Alas knowing that it is usually easier to motivate people to be against someone than for something, Rhodes doesn’t stop at saying his life is hard but satisfying to him. He also suggests we share his anger that others do not financially subsidize his favored arts, and that other kinds of musicians get more attention.
Me, I can admire his dedication, but I can’t see much net social value from subsidizing his favored art over others, via money or status, or even from so subsidizing art in general. I can see the point of subsidizing innovation, at least innovation that can accumulate to benefit many future generations. But by great practice getting nearly as good as the best at intuitively understanding a 300 year old composer? How can that accumulate? Pop music at least somewhat more clearly accumulates over generations, though it isn’t clear that’s a net gain over the losses from fighting for top pop status.

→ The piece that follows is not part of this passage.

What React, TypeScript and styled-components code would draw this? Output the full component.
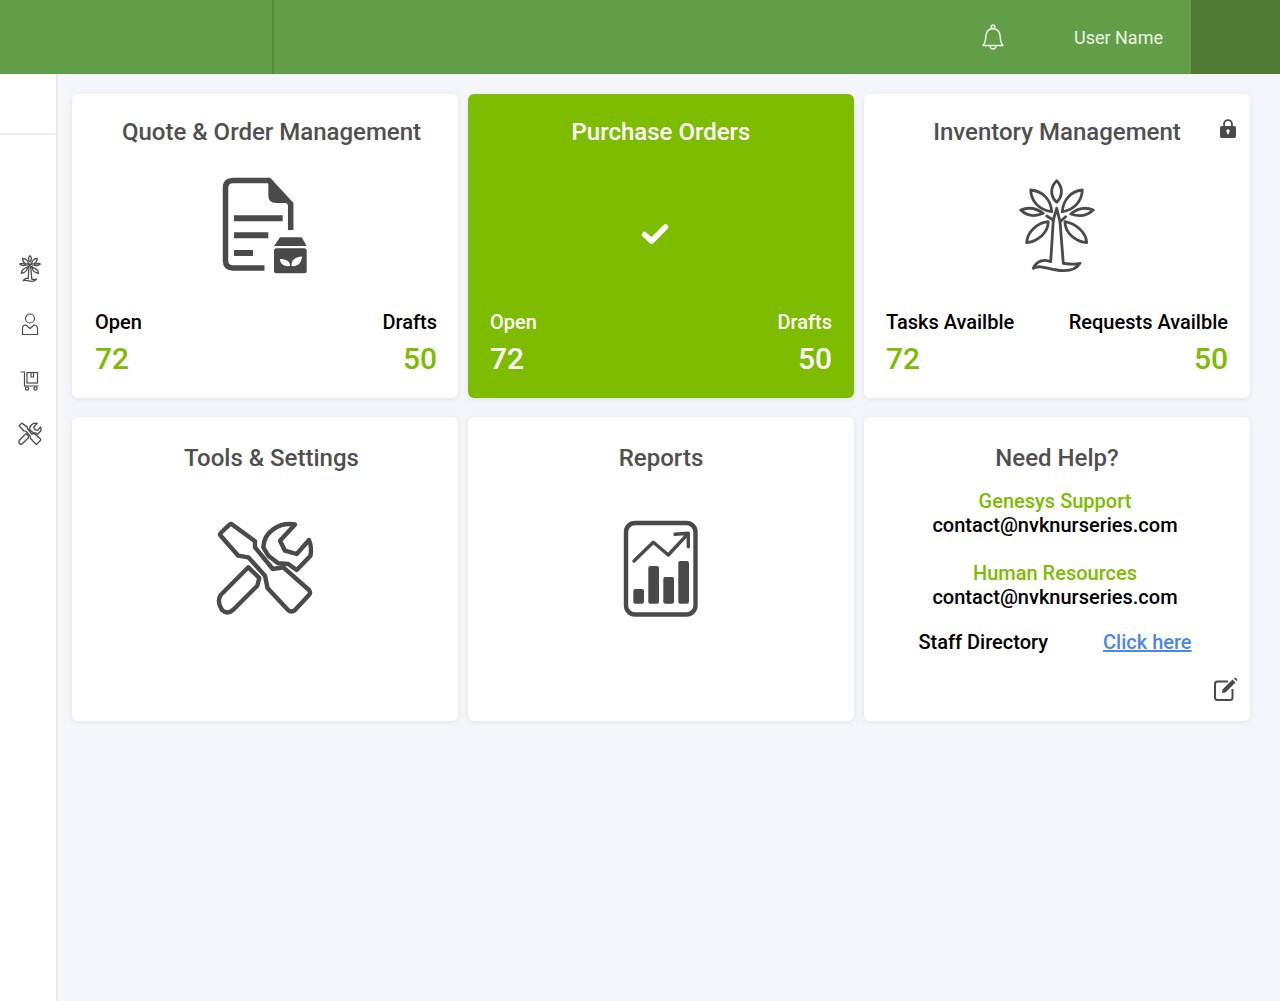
import styled, { createGlobalStyle } from "styled-components";

const GlobalStyle = createGlobalStyle`
  html, body {
    margin: 0;
    padding: 0;
    height: 100%;
    background: #f4f6fb;
    font-family: Roboto, "Liberation Sans", sans-serif;
  }
  #root {
    height: 100%;
  }
`;

const Page = styled.div`
  width: 1280px;
  height: 1001px;
  display: flex;
  flex-direction: column;
  overflow: hidden;
`;

const TopBar = styled.header`
  height: 74px;
  flex: none;
  display: flex;
  align-items: stretch;
  background: #629d48;
  color: #eef6e6;
`;

const BrandSlot = styled.div`
  width: 272px;
  flex: none;
  border-right: 2px solid #55893d;
`;

const TopActions = styled.div`
  flex: 1;
  display: flex;
  align-items: center;
  justify-content: flex-end;
  padding-right: 28px;
`;

const BellButton = styled.div`
  display: flex;
  margin-right: 69px;
`;

const UserName = styled.span`
  font-size: 18px;
  line-height: 24px;
  padding-top: 2px;
`;

const UserBlock = styled.div`
  width: 89px;
  flex: none;
  background: #4e7a35;
`;

const Body = styled.div`
  flex: 1;
  display: flex;
  min-height: 0;
`;

const SideBar = styled.aside`
  width: 56px;
  flex: none;
  background: #ffffff;
  border-right: 2px solid #e7e8f0;
`;

const SideHead = styled.div`
  height: 59px;
  border-bottom: 2px solid #eeeff3;
`;

const SideNav = styled.nav`
  display: flex;
  flex-direction: column;
  align-items: center;
  padding: 119px 0 0 4px;
`;

const SideItem = styled.div<{ $height: number }>`
  height: ${(p) => p.$height}px;
  display: flex;
  justify-content: center;
  align-items: flex-start;
  color: #4b4b4b;
`;

const Main = styled.main`
  flex: 1;
  padding: 20px 30px 0 14px;
`;

const CardGrid = styled.div`
  display: grid;
  grid-template-columns: repeat(3, 386px);
  grid-auto-rows: 304px;
  column-gap: 10px;
  row-gap: 19px;
`;

const Card = styled.section<{ $active?: boolean; $lower?: boolean }>`
  position: relative;
  display: flex;
  flex-direction: column;
  box-sizing: border-box;
  padding: ${(p) => (p.$lower ? 25 : 22)}px 22px 0;
  border-radius: 6px;
  background: ${(p) => (p.$active ? "#7dbc00" : "#ffffff")};
  color: ${(p) => (p.$active ? "#ffffff" : "#000000")};
  box-shadow: 0 1px 5px rgba(60, 70, 110, 0.1);
`;

const CardTitle = styled.h2<{ $active?: boolean; $shift?: number }>`
  margin: 0;
  font-size: 24px;
  line-height: 32px;
  font-weight: 500;
  text-align: center;
  padding-left: ${(p) => p.$shift ?? 0}px;
  color: ${(p) => (p.$active ? "#ffffff" : "#4f4f4f")};
`;

const IconArea = styled.div<{ $top: number; $right?: number }>`
  height: 112px;
  padding: ${(p) => p.$top}px ${(p) => p.$right ?? 0}px 0 0;
  box-sizing: border-box;
  display: flex;
  justify-content: center;
  align-items: flex-start;
  color: #4a4a4a;
`;

const Stats = styled.div<{ $shift?: number }>`
  display: flex;
  justify-content: space-between;
  margin: 48px ${(p) => -(p.$shift ?? 0)}px 0 ${(p) => p.$shift ?? 0}px;
`;

const Stat = styled.div<{ $right?: boolean }>`
  display: flex;
  flex-direction: column;
  text-align: ${(p) => (p.$right ? "right" : "left")};
`;

const StatLabel = styled.span`
  font-size: 20px;
  line-height: 28px;
  font-weight: 500;
`;

const StatValue = styled.span<{ $active?: boolean }>`
  font-size: 30px;
  line-height: 45px;
  font-weight: 500;
  color: ${(p) => (p.$active ? "#ffffff" : "#7dbc00")};
`;

const CornerIcon = styled.div<{ $place: "top" | "bottom" }>`
  position: absolute;
  display: flex;
  color: #4a4a4a;
  ${(p) => (p.$place === "top" ? "top: 25px; right: 14px;" : "bottom: 20px; right: 12px;")}
`;

const HelpBlock = styled.div`
  display: flex;
  flex-direction: column;
  align-items: center;
  margin-top: 15px;
  padding-right: 4px;
`;

const HelpGroup = styled.div`
  display: flex;
  flex-direction: column;
  align-items: center;
  margin-bottom: 24px;
  font-size: 20px;
  line-height: 24px;
  font-weight: 500;
`;

const HelpName = styled.span`
  color: #7dbc00;
`;

const DirectoryRow = styled.div`
  display: flex;
  gap: 55px;
  font-size: 20px;
  line-height: 24px;
  font-weight: 500;
  margin-top: -3px;
`;

const HelpLink = styled.a`
  color: #4a86e8;
  text-decoration: underline;
`;

const FileIcon = () => (
  <svg width="90" height="100" viewBox="0 0 90 100" fill="none" stroke="currentColor">
    <path d="M44.5 93H13Q5.5 93 5.5 85.5V13Q5.5 5.500 13 5.500H49L70.700 29V55" strokeWidth="5.500" />
    <path d="M48.300 4H50L73 28H56Q48.300 28 48.300 20Z" fill="currentColor" stroke="none" />
    <path d="M14 43.300H62.700M14 60.300H48.300M14 78H33" strokeWidth="6" />
    <path d="M60 62.300H81.700L86.700 71H54Z" fill="currentColor" stroke="none" />
    <rect x="54" y="73.300" width="32.700" height="25" rx="2.500" fill="currentColor" stroke="none" />
    <path d="M70 91C63 92 60 88 60 84C66 84 70 86 70 91Z" fill="#fff" stroke="none" />
    <path d="M71.500 91C71 85 76 81.500 82 81.500C82 87 78 92 71.500 91Z" fill="#fff" stroke="none" />
  </svg>
);

const TreeIcon = ({ size = 84, weight = 2.8 }: { size?: number; weight?: number }) => (
  <svg
    width={size}
    height={(size * 100) / 84}
    viewBox="0 0 84 100"
    fill="none"
    stroke="currentColor"
    strokeWidth={weight}
    strokeLinejoin="round"
    strokeLinecap="round"
  >
    <path d="M41.700 5.700C35 12 35 21 41.700 27.300C48 21 48 12 41.700 5.700Z" />
    <path d="M15.700 15C16 26 24 35 36.700 36.700C36 25 28 16 15.700 15Z" />
    <path d="M67.300 15C67 26 59 35 47.300 36.700C48 25 56 16 67.300 15Z" />
    <path d="M5.700 35C12 41 20 42 28.300 38.300C21 33 13 32 5.700 35Z" />
    <path d="M78.300 35C72 41 64 42 55.700 39C63 33 71 32 78.300 35Z" />
    <path d="M33.300 46.700C22 48 12 57 11.700 67.700C24 66 33 57 33.300 46.700Z" />
    <path d="M50 46.700C61 49 71 57 71.700 67.700C59 66 50 57 50 46.700Z" />
    <path d="M31.700 41L38.300 45L41.700 33.300L45 46.700L50.700 41.700" />
    <path d="M38.300 45L35.700 86.700C30 84 22 85 18.300 93.300C26 89 34 95 48 95.700C56 96 62 93 65 88.300C60 90 54 89 48.300 88.300L45 46.700" />
  </svg>
);

const ToolsIcon = ({ size = 100, weight = 4.4 }: { size?: number; weight?: number }) => (
  <svg
    width={size}
    height={size}
    viewBox="0 0 100 100"
    fill="none"
    stroke="currentColor"
    strokeWidth={weight}
    strokeLinejoin="round"
    strokeLinecap="round"
  >
    <path d="M5.700 16.700Q4.500 15.500 5.700 14L14.500 5.700Q16 4.500 17.500 5.700L40 22.300V28.300L57.700 50L68.300 48.300L94 71Q96 74 94 76L80 91Q76.700 94 73 91L52.500 69L50 56.700L33.300 38.300L23.300 36.700Z" />
    <path d="M33.300 48.300L44.300 59L42.300 66.700L18 91Q12 96 7 91L5 87Q2.500 81 5.700 76Z" />
    <path d="M80 5.500C65 3 49 12 48.300 28.300L53.300 36.700L63.300 44.300L73.300 45L81.700 51L95.500 36.700Q97 28 94 21L81.700 35L70 31.700L65 21.700Z" />
  </svg>
);

const ChartIcon = () => (
  <svg width="82" height="102" viewBox="0 0 82 102" fill="none" stroke="currentColor">
    <rect x="6" y="5" width="69.500" height="91.500" rx="9" strokeWidth="4.400" />
    <rect x="13.300" y="71" width="10.700" height="14.700" rx="2" fill="currentColor" stroke="none" />
    <rect x="28.300" y="48" width="10.700" height="37.700" rx="2" fill="currentColor" stroke="none" />
    <rect x="43.300" y="59" width="10.700" height="26.700" rx="2" fill="currentColor" stroke="none" />
    <rect x="58.300" y="43" width="10.700" height="42.700" rx="2" fill="currentColor" stroke="none" />
    <path d="M14 43L33.300 24.300L48.300 37L68.300 15.300M55 16.300L68.300 15.300V28.700" strokeWidth="3.400" strokeLinecap="round" strokeLinejoin="round" />
  </svg>
);

const BellIcon = () => (
  <svg width="24" height="27" viewBox="0 0 24 27" fill="none" stroke="currentColor" strokeWidth="1.500" strokeLinejoin="round">
    <path d="M2 21.500C4 19.500 4.500 17.500 4.800 13C5 8 7.500 4.700 12 4.700C16.500 4.700 19 8 19.200 13C19.500 17.500 20 19.500 22 21.500Z" />
    <circle cx="12" cy="2.800" r="1.800" />
    <path d="M9 22C9.300 26 14.700 26 15 22" />
  </svg>
);

const UserIcon = () => (
  <svg width="18" height="23" viewBox="0 0 18 23" fill="none" stroke="currentColor" strokeWidth="1.200">
    <circle cx="9" cy="5.500" r="4.500" />
    <path d="M1.500 21.500V15.500Q1.500 12 5 12L9 15.500L13 12Q16.500 12 16.500 15.500V21.500Z" strokeLinejoin="round" />
  </svg>
);

const CartIcon = () => (
  <svg width="20" height="20" viewBox="0 0 20 20" fill="none" stroke="currentColor" strokeWidth="1.200">
    <path d="M0.500 1H4.500V15H18.500" />
    <rect x="7" y="1.500" width="10.500" height="10.500" />
    <path d="M11 1.500V6H13.500V1.500" />
    <circle cx="7" cy="17.500" r="1.600" />
    <circle cx="15.500" cy="17.500" r="1.600" />
  </svg>
);

const LockIcon = () => (
  <svg width="16" height="19" viewBox="0 0 16 19" fill="currentColor">
    <path d="M1.700 7H3.200V5A4.800 4.800 0 0 1 12.800 5V7H14.300Q16 7 16 8.700V17.300Q16 19 14.300 19H1.700Q0 19 0 17.300V8.700Q0 7 1.700 7ZM5 7H11V5A3 3 0 0 0 5 5Z" fillRule="evenodd" />
    <circle cx="8" cy="12" r="1.700" fill="#fff" />
    <rect x="7.200" y="12" width="1.600" height="3.200" fill="#fff" />
  </svg>
);

const EditIcon = () => (
  <svg width="24" height="24" viewBox="0 0 24 24" fill="none">
    <path d="M14 4.500H3.500Q1 4.500 1 7V20.500Q1 23 3.500 23H16Q18.500 23 18.500 20.500V12" stroke="currentColor" strokeWidth="2" />
    <path d="M8.500 12.500L18.500 2.500L21.500 5.500L11.500 15.500L8 16Z" fill="currentColor" />
    <path d="M19.700 1.300Q21 0 22.300 1.300L22.800 1.800Q24 3 22.700 4.300Z" fill="currentColor" />
  </svg>
);

const CheckIcon = () => (
  <svg width="28" height="22" viewBox="0 0 28 22" fill="none" stroke="#fff" strokeWidth="5.500" strokeLinecap="round" strokeLinejoin="round">
    <path d="M3.500 11.500L10.500 18L24.500 4" />
  </svg>
);

const App = () => {
  return (
    <Page>
      <GlobalStyle />
      <TopBar>
        <BrandSlot />
        <TopActions>
          <BellButton>
            <BellIcon />
          </BellButton>
          <UserName>User Name</UserName>
        </TopActions>
        <UserBlock />
      </TopBar>
      <Body>
        <SideBar>
          <SideHead />
          <SideNav>
            <SideItem $height={59}>
              <TreeIcon size={24} weight={4.5} />
            </SideItem>
            <SideItem $height={58}>
              <UserIcon />
            </SideItem>
            <SideItem $height={51}>
              <CartIcon />
            </SideItem>
            <SideItem $height={30}>
              <ToolsIcon size={24} weight={5.5} />
            </SideItem>
          </SideNav>
        </SideBar>
        <Main>
          <CardGrid>
            <Card>
              <CardTitle $shift={13}>Quote &amp; Order Management</CardTitle>
              <IconArea $top={27}>
                <FileIcon />
              </IconArea>
              <Stats $shift={1}>
                <Stat>
                  <StatLabel>Open</StatLabel>
                  <StatValue>72</StatValue>
                </Stat>
                <Stat $right>
                  <StatLabel>Drafts</StatLabel>
                  <StatValue>50</StatValue>
                </Stat>
              </Stats>
            </Card>
            <Card $active>
              <CardTitle $active>Purchase Orders</CardTitle>
              <IconArea $top={75} $right={12}>
                <CheckIcon />
              </IconArea>
              <Stats>
                <Stat>
                  <StatLabel>Open</StatLabel>
                  <StatValue $active>72</StatValue>
                </Stat>
                <Stat $right>
                  <StatLabel>Drafts</StatLabel>
                  <StatValue $active>50</StatValue>
                </Stat>
              </Stats>
            </Card>
            <Card>
              <CardTitle>Inventory Management</CardTitle>
              <CornerIcon $place="top">
                <LockIcon />
              </CornerIcon>
              <IconArea $top={27}>
                <TreeIcon />
              </IconArea>
              <Stats>
                <Stat>
                  <StatLabel>Tasks Availble</StatLabel>
                  <StatValue>72</StatValue>
                </Stat>
                <Stat $right>
                  <StatLabel>Requests Availble</StatLabel>
                  <StatValue>50</StatValue>
                </Stat>
              </Stats>
            </Card>
            <Card $lower>
              <CardTitle $shift={13}>Tools &amp; Settings</CardTitle>
              <IconArea $top={45}>
                <ToolsIcon />
              </IconArea>
            </Card>
            <Card $lower>
              <CardTitle>Reports</CardTitle>
              <IconArea $top={44}>
                <ChartIcon />
              </IconArea>
            </Card>
            <Card $lower>
              <CardTitle>Need Help?</CardTitle>
              <HelpBlock>
                <HelpGroup>
                  <HelpName>Genesys Support</HelpName>
                  <span>contact@nvknurseries.com</span>
                </HelpGroup>
                <HelpGroup>
                  <HelpName>Human Resources</HelpName>
                  <span>contact@nvknurseries.com</span>
                </HelpGroup>
                <DirectoryRow>
                  <span>Staff Directory</span>
                  <HelpLink href="#">Click here</HelpLink>
                </DirectoryRow>
              </HelpBlock>
              <CornerIcon $place="bottom">
                <EditIcon />
              </CornerIcon>
            </Card>
          </CardGrid>
        </Main>
      </Body>
    </Page>
  );
};

export default App;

Just because something is impressive, even at a very deep visceral level, doesn’t make it worth subsidizing.
Why not earn the minimum amount of money necessary to prevent starvation while you are at it? What I am trying to establish is whether you don't care about status (or self actualisation) at all, or you are being selective).
Assuming I cared about that, it sounds like a zero sum game. If my nation gets more cultured, it will raise the standard, and some other nation will now look like a cultureless barbarian in comparison. I'm certainly not willing to pay money to change the pecking order. Besides, this way I can laugh at foreigners and call them overly-cultured snobs.